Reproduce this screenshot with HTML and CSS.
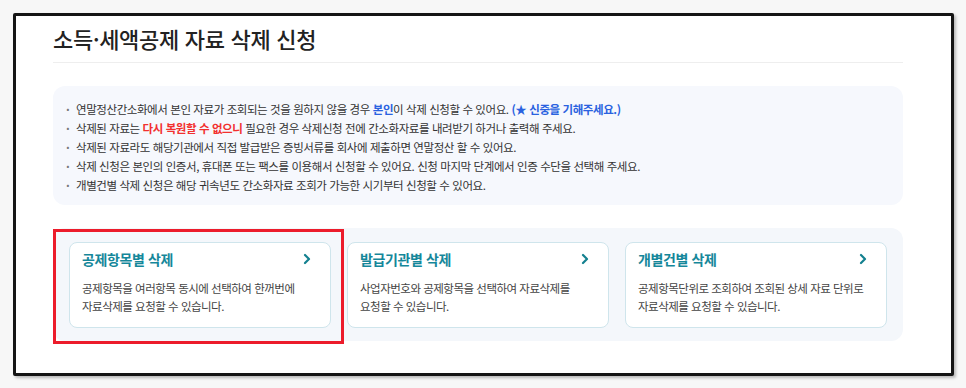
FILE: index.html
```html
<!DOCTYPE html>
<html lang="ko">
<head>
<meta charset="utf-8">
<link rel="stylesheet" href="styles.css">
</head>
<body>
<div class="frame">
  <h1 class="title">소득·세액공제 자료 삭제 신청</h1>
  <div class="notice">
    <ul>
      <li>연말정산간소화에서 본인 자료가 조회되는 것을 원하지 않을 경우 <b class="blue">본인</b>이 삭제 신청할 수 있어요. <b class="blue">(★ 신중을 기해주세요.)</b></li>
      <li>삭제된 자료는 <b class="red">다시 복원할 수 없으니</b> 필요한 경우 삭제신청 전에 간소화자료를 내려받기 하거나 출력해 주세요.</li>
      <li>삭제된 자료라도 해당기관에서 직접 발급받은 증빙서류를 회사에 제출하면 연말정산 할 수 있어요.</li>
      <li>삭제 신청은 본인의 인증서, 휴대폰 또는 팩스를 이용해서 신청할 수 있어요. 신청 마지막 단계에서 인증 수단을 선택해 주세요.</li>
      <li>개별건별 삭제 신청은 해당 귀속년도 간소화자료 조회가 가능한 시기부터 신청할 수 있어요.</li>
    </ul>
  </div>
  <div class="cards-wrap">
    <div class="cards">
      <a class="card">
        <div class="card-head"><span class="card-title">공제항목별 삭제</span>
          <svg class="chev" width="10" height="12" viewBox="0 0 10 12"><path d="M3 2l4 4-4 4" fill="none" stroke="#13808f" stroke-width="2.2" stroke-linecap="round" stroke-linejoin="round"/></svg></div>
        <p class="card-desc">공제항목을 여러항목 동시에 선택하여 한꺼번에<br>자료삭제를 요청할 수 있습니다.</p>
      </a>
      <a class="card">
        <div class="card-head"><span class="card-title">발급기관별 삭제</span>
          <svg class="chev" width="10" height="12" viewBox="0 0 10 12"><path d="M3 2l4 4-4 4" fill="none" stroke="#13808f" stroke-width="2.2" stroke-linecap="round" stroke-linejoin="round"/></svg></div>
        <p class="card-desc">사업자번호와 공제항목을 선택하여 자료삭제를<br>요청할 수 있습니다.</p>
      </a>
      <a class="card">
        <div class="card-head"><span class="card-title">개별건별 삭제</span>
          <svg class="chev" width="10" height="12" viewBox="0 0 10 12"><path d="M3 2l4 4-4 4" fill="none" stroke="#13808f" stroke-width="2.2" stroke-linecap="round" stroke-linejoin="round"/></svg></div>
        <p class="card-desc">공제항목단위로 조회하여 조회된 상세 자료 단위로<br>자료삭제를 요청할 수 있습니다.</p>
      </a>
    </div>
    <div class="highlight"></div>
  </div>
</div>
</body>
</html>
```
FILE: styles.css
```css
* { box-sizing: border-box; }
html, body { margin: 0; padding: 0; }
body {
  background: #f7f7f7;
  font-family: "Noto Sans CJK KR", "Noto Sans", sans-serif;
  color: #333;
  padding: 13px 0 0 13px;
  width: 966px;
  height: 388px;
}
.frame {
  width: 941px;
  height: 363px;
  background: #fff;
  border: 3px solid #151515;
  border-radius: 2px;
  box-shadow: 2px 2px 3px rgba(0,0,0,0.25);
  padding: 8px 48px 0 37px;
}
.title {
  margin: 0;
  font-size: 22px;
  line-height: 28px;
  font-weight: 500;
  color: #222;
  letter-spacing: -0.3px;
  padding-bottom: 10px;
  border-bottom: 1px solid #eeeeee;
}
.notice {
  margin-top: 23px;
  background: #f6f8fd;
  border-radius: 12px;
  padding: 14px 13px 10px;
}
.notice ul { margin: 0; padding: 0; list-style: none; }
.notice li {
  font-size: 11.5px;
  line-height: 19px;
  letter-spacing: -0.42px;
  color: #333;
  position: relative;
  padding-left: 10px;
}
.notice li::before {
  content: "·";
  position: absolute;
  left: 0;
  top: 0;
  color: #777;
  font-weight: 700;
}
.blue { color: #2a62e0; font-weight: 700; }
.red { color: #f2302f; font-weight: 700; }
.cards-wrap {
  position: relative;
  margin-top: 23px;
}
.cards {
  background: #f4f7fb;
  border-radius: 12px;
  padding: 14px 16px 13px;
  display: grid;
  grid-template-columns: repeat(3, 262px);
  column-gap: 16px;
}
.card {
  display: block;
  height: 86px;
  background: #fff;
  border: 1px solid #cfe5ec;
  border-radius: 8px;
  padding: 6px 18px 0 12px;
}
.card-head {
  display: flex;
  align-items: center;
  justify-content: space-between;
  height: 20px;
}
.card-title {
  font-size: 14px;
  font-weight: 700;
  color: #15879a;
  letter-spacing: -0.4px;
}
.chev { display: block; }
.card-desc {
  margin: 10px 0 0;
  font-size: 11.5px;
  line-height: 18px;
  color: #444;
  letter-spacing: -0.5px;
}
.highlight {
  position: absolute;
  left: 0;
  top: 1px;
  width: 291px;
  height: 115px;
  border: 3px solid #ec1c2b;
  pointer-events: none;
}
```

........

## Work to do
Repeat all the data as it stands, dropping any images it holds.

## Answer for the task
Reproduce this screenshot with HTML and CSS.
FILE: index.html
```html
<!DOCTYPE html>
<html lang="ko">
<head>
<meta charset="utf-8">
<link rel="stylesheet" href="styles.css">
</head>
<body>
<div class="frame">
  <h1 class="title">소득·세액공제 자료 삭제 신청</h1>
  <div class="notice">
    <ul>
      <li>연말정산간소화에서 본인 자료가 조회되는 것을 원하지 않을 경우 <b class="blue">본인</b>이 삭제 신청할 수 있어요. <b class="blue">(★ 신중을 기해주세요.)</b></li>
      <li>삭제된 자료는 <b class="red">다시 복원할 수 없으니</b> 필요한 경우 삭제신청 전에 간소화자료를 내려받기 하거나 출력해 주세요.</li>
      <li>삭제된 자료라도 해당기관에서 직접 발급받은 증빙서류를 회사에 제출하면 연말정산 할 수 있어요.</li>
      <li>삭제 신청은 본인의 인증서, 휴대폰 또는 팩스를 이용해서 신청할 수 있어요. 신청 마지막 단계에서 인증 수단을 선택해 주세요.</li>
      <li>개별건별 삭제 신청은 해당 귀속년도 간소화자료 조회가 가능한 시기부터 신청할 수 있어요.</li>
    </ul>
  </div>
  <div class="cards-wrap">
    <div class="cards">
      <a class="card">
        <div class="card-head"><span class="card-title">공제항목별 삭제</span>
          <svg class="chev" width="10" height="12" viewBox="0 0 10 12"><path d="M3 2l4 4-4 4" fill="none" stroke="#13808f" stroke-width="2.2" stroke-linecap="round" stroke-linejoin="round"/></svg></div>
        <p class="card-desc">공제항목을 여러항목 동시에 선택하여 한꺼번에<br>자료삭제를 요청할 수 있습니다.</p>
      </a>
      <a class="card">
        <div class="card-head"><span class="card-title">발급기관별 삭제</span>
          <svg class="chev" width="10" height="12" viewBox="0 0 10 12"><path d="M3 2l4 4-4 4" fill="none" stroke="#13808f" stroke-width="2.2" stroke-linecap="round" stroke-linejoin="round"/></svg></div>
        <p class="card-desc">사업자번호와 공제항목을 선택하여 자료삭제를<br>요청할 수 있습니다.</p>
      </a>
      <a class="card">
        <div class="card-head"><span class="card-title">개별건별 삭제</span>
          <svg class="chev" width="10" height="12" viewBox="0 0 10 12"><path d="M3 2l4 4-4 4" fill="none" stroke="#13808f" stroke-width="2.2" stroke-linecap="round" stroke-linejoin="round"/></svg></div>
        <p class="card-desc">공제항목단위로 조회하여 조회된 상세 자료 단위로<br>자료삭제를 요청할 수 있습니다.</p>
      </a>
    </div>
    <div class="highlight"></div>
  </div>
</div>
</body>
</html>
```
FILE: styles.css
```css
* { box-sizing: border-box; }
html, body { margin: 0; padding: 0; }
body {
  background: #f7f7f7;
  font-family: "Noto Sans CJK KR", "Noto Sans", sans-serif;
  color: #333;
  padding: 13px 0 0 13px;
  width: 966px;
  height: 388px;
}
.frame {
  width: 941px;
  height: 363px;
  background: #fff;
  border: 3px solid #151515;
  border-radius: 2px;
  box-shadow: 2px 2px 3px rgba(0,0,0,0.25);
  padding: 8px 48px 0 37px;
}
.title {
  margin: 0;
  font-size: 22px;
  line-height: 28px;
  font-weight: 500;
  color: #222;
  letter-spacing: -0.3px;
  padding-bottom: 10px;
  border-bottom: 1px solid #eeeeee;
}
.notice {
  margin-top: 23px;
  background: #f6f8fd;
  border-radius: 12px;
  padding: 14px 13px 10px;
}
.notice ul { margin: 0; padding: 0; list-style: none; }
.notice li {
  font-size: 11.5px;
  line-height: 19px;
  letter-spacing: -0.42px;
  color: #333;
  position: relative;
  padding-left: 10px;
}
.notice li::before {
  content: "·";
  position: absolute;
  left: 0;
  top: 0;
  color: #777;
  font-weight: 700;
}
.blue { color: #2a62e0; font-weight: 700; }
.red { color: #f2302f; font-weight: 700; }
.cards-wrap {
  position: relative;
  margin-top: 23px;
}
.cards {
  background: #f4f7fb;
  border-radius: 12px;
  padding: 14px 16px 13px;
  display: grid;
  grid-template-columns: repeat(3, 262px);
  column-gap: 16px;
}
.card {
  display: block;
  height: 86px;
  background: #fff;
  border: 1px solid #cfe5ec;
  border-radius: 8px;
  padding: 6px 18px 0 12px;
}
.card-head {
  display: flex;
  align-items: center;
  justify-content: space-between;
  height: 20px;
}
.card-title {
  font-size: 14px;
  font-weight: 700;
  color: #15879a;
  letter-spacing: -0.4px;
}
.chev { display: block; }
.card-desc {
  margin: 10px 0 0;
  font-size: 11.5px;
  line-height: 18px;
  color: #444;
  letter-spacing: -0.5px;
}
.highlight {
  position: absolute;
  left: 0;
  top: 1px;
  width: 291px;
  height: 115px;
  border: 3px solid #ec1c2b;
  pointer-events: none;
}
```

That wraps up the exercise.